TEMPERED GLASS HISTORY
The first patent on tempered glass was held by chemist Rudolph A. Seiden, born in 1900 in Austria. Though the underlying mechanism was not known at the time, the effects of "tempering" glass have been known for centuries. In about 1660, Prince Rupert of the Rhine brought the discovery of what are now known as "Prince Rupert's Drops" to the attention of King Charles II. These are teardrop shaped bits of glass which are produced by allowing a molten drop of glass to fall into a bucket of water, thereby rapidly cooling it. They have the curious ability to withstand a blow from a hammer on the bulbous end without breaking, but the drops will disintegrate explosively if the tail end is even slightly damaged. The teardrops were often used by the King as a practical joke.

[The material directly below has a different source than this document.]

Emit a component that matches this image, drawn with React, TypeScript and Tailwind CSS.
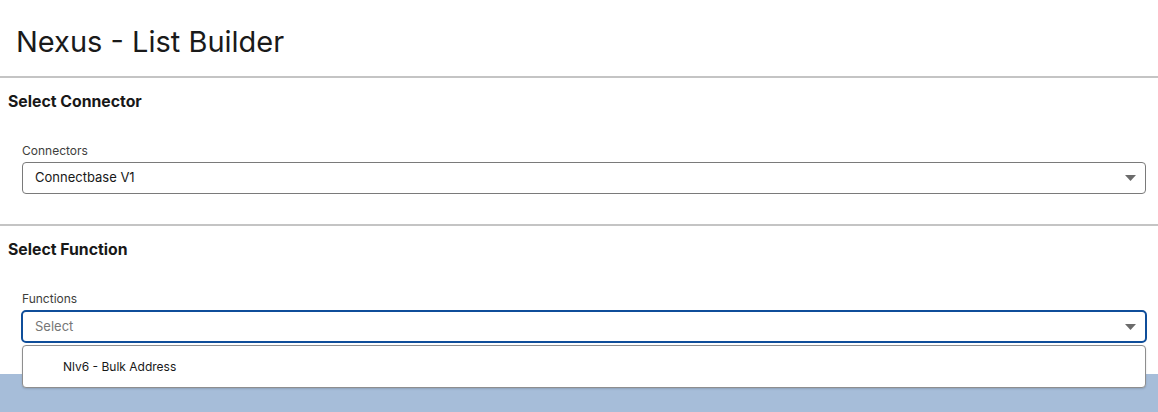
import React from 'react';

function Caret() {
  return (
    <svg width="11" height="6" viewBox="0 0 11 6" className="shrink-0">
      <path d="M0 0 H11 L5.5 6 Z" fill="#6b6b6b" />
    </svg>
  );
}

export default function App() {
  return (
    <div className="min-h-[412px] bg-white text-[#181818] font-['Inter',_'Liberation_Sans',_sans-serif] flex flex-col">
      {/* Title */}
      <div className="h-[76px] px-4 flex items-center">
        <h1 className="text-[29px] font-normal leading-none pt-[6px] text-[#1a1a1a]">Nexus - List Builder</h1>
      </div>
      <div className="h-[2px] bg-[#c4c4c4]" />

      {/* Connector */}
      <section className="pl-2 pr-1 pt-[14px] pb-[30px]">
        <h2 className="text-[15.8px] font-bold leading-[20px]">Select Connector</h2>
        <div className="mt-[30px] pl-[14px] pr-[8px]">
          <label className="block text-[12px] leading-[18px] text-[#3e3e3c] mb-[2px]">Connectors</label>
          <div className="h-[32px] border border-[#7a7a7a] rounded-[4px] flex items-center justify-between pl-[12px] pr-[9px]">
            <span className="text-[13px] text-[#181818]">Connectbase V1</span>
            <Caret />
          </div>
        </div>
      </section>
      <div className="h-[2px] bg-[#c4c4c4]" />

      {/* Function */}
      <section className="pl-2 pr-1 pt-[14px] pb-[31px]">
        <h2 className="text-[15.8px] font-bold leading-[20px]">Select Function</h2>
        <div className="mt-[30px] pl-[14px] pr-[8px]">
          <label className="block text-[12px] leading-[18px] text-[#3e3e3c] mb-[2px]">Functions</label>
          <div className="relative">
            <div className="h-[33px] -mx-[1px] border-2 border-[#0f4e9a] rounded-[5px] flex items-center justify-between pl-[12px] pr-[9px]">
              <span className="text-[13px] text-[#767676]">Select</span>
              <Caret />
            </div>
            <div className="absolute left-0 right-0 top-[35px] h-[43px] bg-white border border-[#8e8e8e] rounded-[4px] shadow-[0_1px_2px_rgba(0,0,0,0.15)] flex items-center pl-[40px] z-10">
              <span className="text-[12px] text-[#181818]">Nlv6 - Bulk Address</span>
            </div>
          </div>
        </div>
      </section>

      {/* Footer band */}
      <div className="flex-1 bg-[#a6bdd9]" />
    </div>
  );
}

Toughened glass is processed by controlled thermal or chemical treatments to increase its strength compared with normal glass. Tempering creates balanced internal stresses which cause the glass, when broken, to crumble into small granular chunks instead of splintering into jagged shards. The granular chunks are less likely to cause injury. As a result of its safety and strength, tempered glass is used in a variety of demanding applications, including automotive windows, shower doors, architectural glass doors and tables, refrigerator trays, as a component of bulletproof glass, for diving masks, and various types of plates and cookware. The federal safety laws require that window glass be tempered if each of the following criteria are met: sill height within 18 in (0.457 m) of the floor, top edge greater than 36 in (0.914 m) from the floor, area greater than 9 ft² (0.836 m²), and horizontal distance to nearest walking surface of less than 36 in (0.914 m).